─── Data segment ───
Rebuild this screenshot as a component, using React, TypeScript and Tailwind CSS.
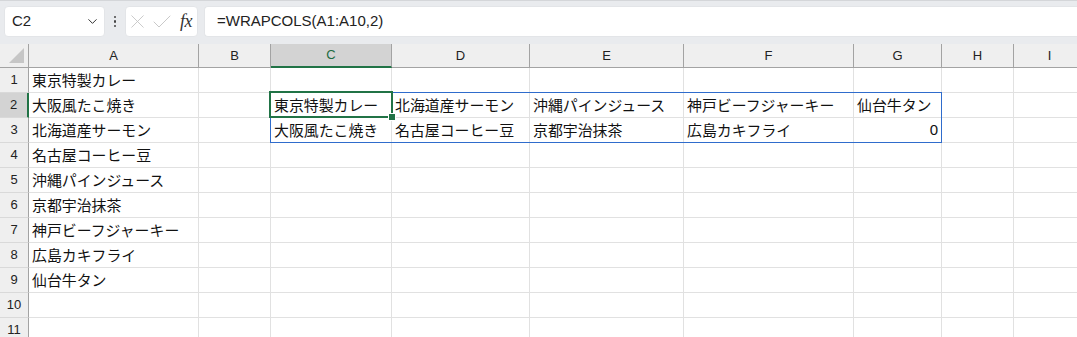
import { ChevronDown, X, Check } from "lucide-react";

const cols = ["A", "B", "C", "D", "E", "F", "G", "H", "I"];

const colA = [
    "東京特製カレー",
    "大阪風たこ焼き",
    "北海道産サーモン",
    "名古屋コーヒー豆",
    "沖縄パインジュース",
    "京都宇治抹茶",
    "神戸ビーフジャーキー",
    "広島カキフライ",
    "仙台牛タン",
];

// WRAPCOLS(A1:A10,2) spills into C2:G3
const spill: Record<string, string> = {
    C2: "東京特製カレー", C3: "大阪風たこ焼き",
    D2: "北海道産サーモン", D3: "名古屋コーヒー豆",
    E2: "沖縄パインジュース", E3: "京都宇治抹茶",
    F2: "神戸ビーフジャーキー", F3: "広島カキフライ",
    G2: "仙台牛タン", G3: "0",
};

const cellValue = (col: string, row: number): string => {
    if (col == "A") return colA[row - 1] ?? "";
    return spill[col + row] ?? "";
};

const jp = "font-['Noto_Sans_CJK_JP','Noto_Sans',sans-serif]";
const ui = "font-['Liberation_Sans',Arial,sans-serif]";

const App = () => {
    const rows = Array.from({ length: 11 }, (_, i) => i + 1);

    return (
        <div className="w-[1077px] h-[337px] overflow-hidden bg-white text-[#000]">
            {/* formula bar */}
            <div className={"h-[44px] bg-[#e9ebee] border-t border-[#d4d6d9] flex items-start pt-[5px] pl-[4px] " + ui}>
                <div className="w-[101px] h-[31px] bg-white rounded-[4px] border border-[#e3e5e8] flex items-center justify-between pl-[7px] pr-[4px]">
                    <span className="text-[15px] text-[#222]">C2</span>
                    <ChevronDown size={15} strokeWidth={1.6} className="text-[#333]" />
                </div>
                <div className="w-[20px] h-[31px] flex flex-col items-center justify-center gap-[2px]">
                    <div className="w-[2.5px] h-[2.5px] rounded-full bg-[#444]"></div>
                    <div className="w-[2.5px] h-[2.5px] rounded-full bg-[#444]"></div>
                    <div className="w-[2.5px] h-[2.5px] rounded-full bg-[#444]"></div>
                </div>
                <div className="w-[73px] h-[31px] bg-white rounded-[4px] border border-[#e3e5e8] flex items-center pl-0">
                    <X size={23} strokeWidth={0.9} className="text-[#c3c3c3]" />
                    <Check size={24} strokeWidth={0.9} className="text-[#c3c3c3] ml-[1px]" />
                    <span className="font-['Liberation_Serif',serif] italic text-[18px] text-[#333] ml-[6px] tracking-[-0.5px]">fx</span>
                </div>
                <div className="ml-[6px] flex-1 h-[31px] bg-white rounded-l-[4px] border border-r-0 border-[#e3e5e8] flex items-center pl-[12px]">
                    <span className="text-[15px] text-[#222]">=WRAPCOLS(A1:A10,2)</span>
                </div>
            </div>

            {/* sheet */}
            <div className="relative">
                <div className="grid grid-cols-[29px_170px_72px_121px_138px_154px_170px_88px_72px_72px] grid-rows-[24px_repeat(11,25px)]">
                    {/* corner */}
                    <div className="bg-[#efefef] border-r border-b border-[#a3a3a3] flex items-end justify-end pr-[4px] pb-[4px]">
                        <div className="w-0 h-0 border-l-[15px] border-l-transparent border-b-[15px] border-b-[#c6c6c6]"></div>
                    </div>
                    {cols.map((c) => (
                        <div key={c}
                            className={c == "C"
                                ? "bg-[#d3d3d3] border-r border-[#a3a3a3] border-b-2 border-b-[#217346] flex items-center justify-center text-[13px] text-[#1e6b41] " + ui
                                : "bg-[#efefef] border-r border-b border-[#a3a3a3] flex items-center justify-center text-[13px] text-[#222] " + ui}>
                            {c}
                        </div>
                    ))}

                    {rows.map((r) => (
                        <div key={"row" + r} className="contents">
                            <div className={r == 2
                                ? "bg-[#d3d3d3] border-r-2 border-r-[#217346] border-b border-b-[#d9d9d9] flex items-center justify-center text-[13px] text-[#1e1e1e] " + ui
                                : "bg-[#efefef] border-r border-r-[#a3a3a3] border-b border-b-[#d9d9d9] flex items-center justify-center text-[13px] text-[#222] " + ui}>
                                {r}
                            </div>
                            {cols.map((c) => {
                                const v = cellValue(c, r);
                                const num = v == "0";
                                return (
                                    <div key={c + r}
                                        className={"border-r border-b border-[#e1e1e1] whitespace-nowrap leading-[24px] text-[#111] " +
                                            (num ? "text-right pr-[3px] text-[15px] " + ui : "pl-[3px] text-[14.9px] " + jp)}>
                                        {v}
                                    </div>
                                );
                            })}
                        </div>
                    ))}
                </div>

                {/* spill range outline */}
                <div className="absolute left-[270px] top-[48px] w-[672px] h-[51px] border border-[#2f6ccc] pointer-events-none"></div>
                {/* active cell */}
                <div className="absolute left-[269px] top-[47px] w-[124px] h-[27px] border-2 border-[#217346] pointer-events-none"></div>
                <div className="absolute left-[388px] top-[69px] w-[8px] h-[8px] bg-[#217346] border border-white pointer-events-none"></div>
            </div>
        </div>
    );
};

export default App;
───
Please transcribe the material above exactly as written. Leave the pictures out.

Rebuild this screenshot as a component, using React, TypeScript and Tailwind CSS.
import { ChevronDown, X, Check } from "lucide-react";

const cols = ["A", "B", "C", "D", "E", "F", "G", "H", "I"];

const colA = [
    "東京特製カレー",
    "大阪風たこ焼き",
    "北海道産サーモン",
    "名古屋コーヒー豆",
    "沖縄パインジュース",
    "京都宇治抹茶",
    "神戸ビーフジャーキー",
    "広島カキフライ",
    "仙台牛タン",
];

// WRAPCOLS(A1:A10,2) spills into C2:G3
const spill: Record<string, string> = {
    C2: "東京特製カレー", C3: "大阪風たこ焼き",
    D2: "北海道産サーモン", D3: "名古屋コーヒー豆",
    E2: "沖縄パインジュース", E3: "京都宇治抹茶",
    F2: "神戸ビーフジャーキー", F3: "広島カキフライ",
    G2: "仙台牛タン", G3: "0",
};

const cellValue = (col: string, row: number): string => {
    if (col == "A") return colA[row - 1] ?? "";
    return spill[col + row] ?? "";
};

const jp = "font-['Noto_Sans_CJK_JP','Noto_Sans',sans-serif]";
const ui = "font-['Liberation_Sans',Arial,sans-serif]";

const App = () => {
    const rows = Array.from({ length: 11 }, (_, i) => i + 1);

    return (
        <div className="w-[1077px] h-[337px] overflow-hidden bg-white text-[#000]">
            {/* formula bar */}
            <div className={"h-[44px] bg-[#e9ebee] border-t border-[#d4d6d9] flex items-start pt-[5px] pl-[4px] " + ui}>
                <div className="w-[101px] h-[31px] bg-white rounded-[4px] border border-[#e3e5e8] flex items-center justify-between pl-[7px] pr-[4px]">
                    <span className="text-[15px] text-[#222]">C2</span>
                    <ChevronDown size={15} strokeWidth={1.6} className="text-[#333]" />
                </div>
                <div className="w-[20px] h-[31px] flex flex-col items-center justify-center gap-[2px]">
                    <div className="w-[2.5px] h-[2.5px] rounded-full bg-[#444]"></div>
                    <div className="w-[2.5px] h-[2.5px] rounded-full bg-[#444]"></div>
                    <div className="w-[2.5px] h-[2.5px] rounded-full bg-[#444]"></div>
                </div>
                <div className="w-[73px] h-[31px] bg-white rounded-[4px] border border-[#e3e5e8] flex items-center pl-0">
                    <X size={23} strokeWidth={0.9} className="text-[#c3c3c3]" />
                    <Check size={24} strokeWidth={0.9} className="text-[#c3c3c3] ml-[1px]" />
                    <span className="font-['Liberation_Serif',serif] italic text-[18px] text-[#333] ml-[6px] tracking-[-0.5px]">fx</span>
                </div>
                <div className="ml-[6px] flex-1 h-[31px] bg-white rounded-l-[4px] border border-r-0 border-[#e3e5e8] flex items-center pl-[12px]">
                    <span className="text-[15px] text-[#222]">=WRAPCOLS(A1:A10,2)</span>
                </div>
            </div>

            {/* sheet */}
            <div className="relative">
                <div className="grid grid-cols-[29px_170px_72px_121px_138px_154px_170px_88px_72px_72px] grid-rows-[24px_repeat(11,25px)]">
                    {/* corner */}
                    <div className="bg-[#efefef] border-r border-b border-[#a3a3a3] flex items-end justify-end pr-[4px] pb-[4px]">
                        <div className="w-0 h-0 border-l-[15px] border-l-transparent border-b-[15px] border-b-[#c6c6c6]"></div>
                    </div>
                    {cols.map((c) => (
                        <div key={c}
                            className={c == "C"
                                ? "bg-[#d3d3d3] border-r border-[#a3a3a3] border-b-2 border-b-[#217346] flex items-center justify-center text-[13px] text-[#1e6b41] " + ui
                                : "bg-[#efefef] border-r border-b border-[#a3a3a3] flex items-center justify-center text-[13px] text-[#222] " + ui}>
                            {c}
                        </div>
                    ))}

                    {rows.map((r) => (
                        <div key={"row" + r} className="contents">
                            <div className={r == 2
                                ? "bg-[#d3d3d3] border-r-2 border-r-[#217346] border-b border-b-[#d9d9d9] flex items-center justify-center text-[13px] text-[#1e1e1e] " + ui
                                : "bg-[#efefef] border-r border-r-[#a3a3a3] border-b border-b-[#d9d9d9] flex items-center justify-center text-[13px] text-[#222] " + ui}>
                                {r}
                            </div>
                            {cols.map((c) => {
                                const v = cellValue(c, r);
                                const num = v == "0";
                                return (
                                    <div key={c + r}
                                        className={"border-r border-b border-[#e1e1e1] whitespace-nowrap leading-[24px] text-[#111] " +
                                            (num ? "text-right pr-[3px] text-[15px] " + ui : "pl-[3px] text-[14.9px] " + jp)}>
                                        {v}
                                    </div>
                                );
                            })}
                        </div>
                    ))}
                </div>

                {/* spill range outline */}
                <div className="absolute left-[270px] top-[48px] w-[672px] h-[51px] border border-[#2f6ccc] pointer-events-none"></div>
                {/* active cell */}
                <div className="absolute left-[269px] top-[47px] w-[124px] h-[27px] border-2 border-[#217346] pointer-events-none"></div>
                <div className="absolute left-[388px] top-[69px] w-[8px] h-[8px] bg-[#217346] border border-white pointer-events-none"></div>
            </div>
        </div>
    );
};

export default App;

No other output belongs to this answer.